# Divorce - Long read sorry



## M&M (Jun 15, 2011)

Long read sorry but it gives the background.

Ok so my H and I have been together for a little over 6 yrs. I found out about 2 years ago he was abusing drugs. He was smoking a lot of weed and taking a lot of pain meds. One day while cleaing I found a huge stash of pain meds in our entry way at which I confronted hima nd of course he denied it all. 

For the last 2 yrs (maybe a little longer) our relationship has been very distance. He was never interested in me and was just always angry. About a year ago I gave him teh ultimatum-either he gets clean or I am taking our daughter and leaving. Needless to say he just began to resent me. I think he was resenting me for hindering his ability to get high.

So in Jan this year I began looking for jobs and a place to live. I informed him of this, his response was a hmm. With the economy as bad as it is the only job I could find that would support me and my daughter was 8 hrs away (luckly i ahve a few friends in that area). I began traveling back and forth to set things up get a place to live and do the job interview process and training.

In March I left. At which time my H said it was out of the blue and that I must be having an affair. He also at this point decided to go to rehab. But for me it was a little to late. I have spent 2 yrs coming to terms with the fact our marriage was over.

Now I am living 8 hrs away and he says he is getting help, also that he was diagnosed being bi-polar. I have not disclosed our new address with him because he is so all over the place I honestly do not know what he would do if he just showed up here.

I feel terrible that our daughter doesn't want anything to do with him. But after years of being neglected herself I guess she doesnt see him as daddy (she is 5).

He is now interested in marriage couseling but I am not. What should I do? Am I wrong for givnig up on our marriage? I feel I deserve tobe happy and I honestly dont think he can ever make me happy again.


----------



## DelinquentGurl (Mar 25, 2011)

If there is any shred of love left for your H, I would try going to counseling. Give it a few sessions. At least you'll know you gave it absolutely everything.
_Posted via Mobile Device_


----------



## brighterlight (Aug 13, 2009)

It seems like you would be going to counseling for you, not him at this point. Since you have already made so many decisions and moves to make a life for you and your daughter I would think there would be a very slim chance of you changing your mind. With that said, I would agree with DG, if there is any shred of love for you left in him AND you have any thoughts of having a chance with him; I would give counseling a chance. At least you can leave with a clear conscience that you tried everything you could. And when your daughter is old enough to understand, she may ask you why and at least you can tell her that you did everything possible. On the other hand, if you are absolutely sure that you have moved on, then it may not be worth it.

Just my .02 worth.


----------



## kristen11 (Jun 15, 2011)

I say give counseling a try, ONLY IF you still have some love left for him so you can say you gave it your all. His drug addiction was his self-medicating for the bipolar disorder so he needs medical attention and counseling. If he begins individual counseling and a treatment regimine for his bipolar would you consider giving the relationship another chance? But as a word of caution, those with biploar may not always stay on their meds because they feel they have it "under control" and when they stop, they spiral out of control again and it becomes a rollercoaster of being off and on meds. If the relationship doesn't work between you and him, he needs to work to establish a good relationship with your daughter and that means remaining on his meds and seeking couseling.


----------



## broken1 (May 10, 2011)

Ok, I kinda agree but also kinda disagree with everyone else... Sorry guys...

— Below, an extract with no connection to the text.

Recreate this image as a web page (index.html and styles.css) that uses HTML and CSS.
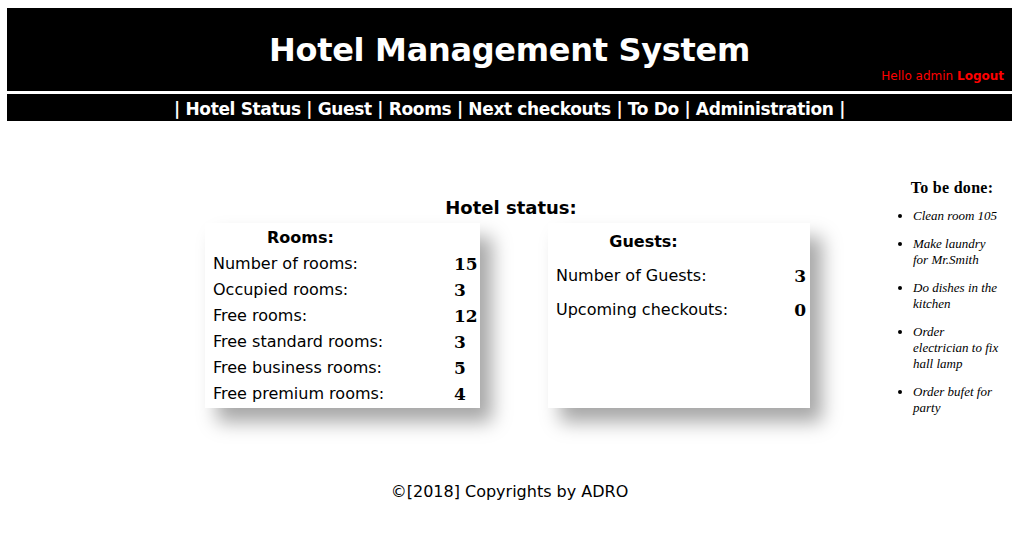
FILE: index.html
```html
<!DOCTYPE html>
<html>
<head>
<meta charset="utf-8">
<link rel="stylesheet" href="styles.css">
</head>
<body>
<header class="top">
  <h1 class="title">Hotel Management System</h1>
  <div class="user">Hello admin <b>Logout</b></div>
</header>
<nav class="nav">| Hotel Status | Guest | Rooms | Next checkouts | To Do | Administration |</nav>
<div class="main">
  <section class="status">
    <h2 class="status-title">Hotel status:</h2>
    <div class="boxes">
      <div class="box rooms">
        <div class="box-head">Rooms:</div>
        <div class="row"><span>Number of rooms:</span><b>15</b></div>
        <div class="row"><span>Occupied rooms:</span><b>3</b></div>
        <div class="row"><span>Free rooms:</span><b>12</b></div>
        <div class="row"><span>Free standard rooms:</span><b>3</b></div>
        <div class="row"><span>Free business rooms:</span><b>5</b></div>
        <div class="row"><span>Free premium rooms:</span><b>4</b></div>
      </div>
      <div class="box guests">
        <div class="box-head">Guests:</div>
        <div class="row"><span>Number of Guests:</span><b>3</b></div>
        <div class="row"><span>Upcoming checkouts:</span><b>0</b></div>
      </div>
    </div>
  </section>
  <aside class="todo">
    <h3 class="todo-title">To be done:</h3>
    <ul class="todo-list">
      <li>Clean room 105</li>
      <li>Make laundry<br>for Mr.Smith</li>
      <li>Do dishes in the<br>kitchen</li>
      <li>Order<br>electrician to fix<br>hall lamp</li>
      <li>Order bufet for<br>party</li>
    </ul>
  </aside>
</div>
<footer class="foot">©[2018] Copyrights by ADRO</footer>
</body>
</html>
```
FILE: styles.css
```css
body {
  margin: 8px 7px;
  font-family: "DejaVu Sans", Verdana, sans-serif;
  color: #000;
  background: #fff;
}
.top {
  background: #000;
  height: 83px;
  display: flex;
  flex-direction: column;
  align-items: center;
}
.title {
  margin: 24px 0 0;
  color: #fff;
  font-size: 32px;
  line-height: 36px;
  font-weight: bold;
  letter-spacing: -0.3px;
}
.user {
  align-self: flex-end;
  margin-right: 8px;
  color: #f00;
  font-size: 12px;
  line-height: 16px;
}
.nav {
  margin-top: 3px;
  background: #000;
  color: #fff;
  height: 25px;
  padding-top: 2px;
  line-height: 27px;
  font-size: 17px;
  font-weight: bold;
  text-align: center;
  letter-spacing: -0.35px;
}
.main {
  display: flex;
  margin-top: 52px;
  height: 309px;
}
.status {
  flex: 1;
  padding-left: 198px;
  padding-top: 24px;
}
.status-title {
  margin: 0;
  text-align: center;
  font-size: 18px;
  line-height: 22px;
  width: 612px;
}
.boxes {
  display: flex;
  gap: 68px;
  margin-top: 4px;
}
.box {
  background: #fff;
  box-shadow: 12px 14px 18px rgba(0,0,0,0.35);
  height: 185px;
  font-size: 16px;
}
.rooms {
  width: 275px;
  padding-left: 8px;
  padding-top: 2px;
  box-sizing: border-box;
}
.guests {
  width: 262px;
  padding-left: 8px;
  padding-right: 4px;
  padding-top: 6px;
  box-sizing: border-box;
}
.box-head {
  font-weight: bold;
  text-align: center;
  width: 175px;
  line-height: 26px;
}
.guests .box-head { margin-bottom: 4px; }
.row {
  display: flex;
  justify-content: space-between;
  align-items: center;
}
.rooms .row { height: 26px; line-height: 26px; padding-right: 2px; }
.guests .row { height: 34px; line-height: 34px; }
.row b {
  font-family: "DejaVu Serif", Georgia, serif;
  font-size: 17px;
  line-height: 20px;
}
.rooms .row b { width: 24px; }
.todo {
  width: 129px;
  padding-top: 6px;
  font-family: "Liberation Serif", Georgia, serif;
}
.todo-title {
  margin: 0;
  padding-left: 9px;
  text-align: center;
  font-size: 16px;
  line-height: 18px;
  letter-spacing: 0.3px;
}
.todo-list {
  margin: 11px 0 0;
  padding-left: 30px;
  font-style: italic;
  font-size: 13px;
  line-height: 16px;
}
.todo-list li { margin-bottom: 12px; }
.foot {
  text-align: center;
  font-size: 16px;
  line-height: 20px;
}
```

But here's why. If you're only going to counseling so that you can say "well, I gave it everthing I could..." Then I don't see the point. It would be a lie. Giving it everything would require a willingness on your part to actually try saving your marriage. That would require opening your heart up to the possibility that your husband might really be trying and maintaining hope for the future of your marriage. But if you're doing it with the sole purpose that someday you can tell your daughter you gave it your all... Then don't. You'd just be lying to your daughter.

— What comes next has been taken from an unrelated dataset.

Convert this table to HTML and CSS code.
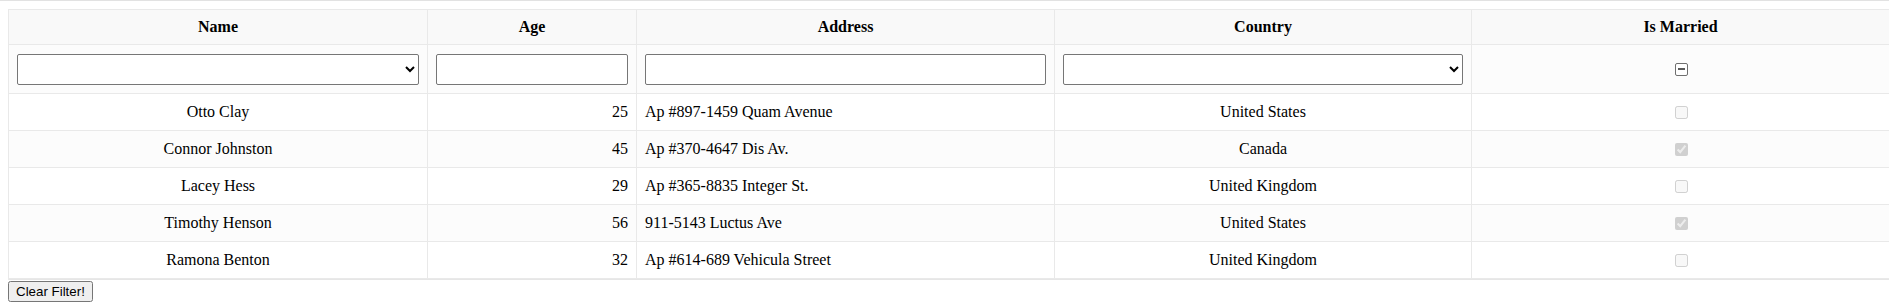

I'm not saying not to do it. I am ALL for seeing marriages saved. But know that even though you probably don't feel LOVE in your heart for him right now, that doesn't mean much. love is action not feeling. Feelings come and go. With what he's put you through I'm not surprised you don't "feel" the love. Its way harder to love someone when you don't feel it. And yet, its the right thing to do since he is your husband and all. If he's admitting he has a problem and is trying to get help, help him. He probably needs you more than you know. That would be love...
_Posted via Mobile Device_


----------



## BigToe (Jun 2, 2011)

It's going to be a LOOONG journey for someone who is into drugs as much as you claim your husband is, to leave that behind. If it were me, I'd stay separated (you don't have to file for divorce) until long term behavior changes proved he was a new man.


----------



## M&M (Jun 15, 2011)

Thanks for all the input. I had been really considering talking to him about going to couseling. However the last 2 days have been really bad. I am assuming it is mainly due to the bipolar. He is back to being very hateful.. To the point that he is now telling me that he knows I never loved him and that he is positive that I was having an affair and that is why I left because he did nothing wrong. I am a nurse so I do understand that it is an illiness but to the same point he should still have enough of a filter to not hit the send button on an email.

With all of this going on how do I handle helping him maintain a realationshiop with his daughter? HOw could I ever trust him enough to take care of her for a weekend and know that he isnt going to have a mental break?


----------



## BigToe (Jun 2, 2011)

I'm not sure you can. How about supervised visits?


----------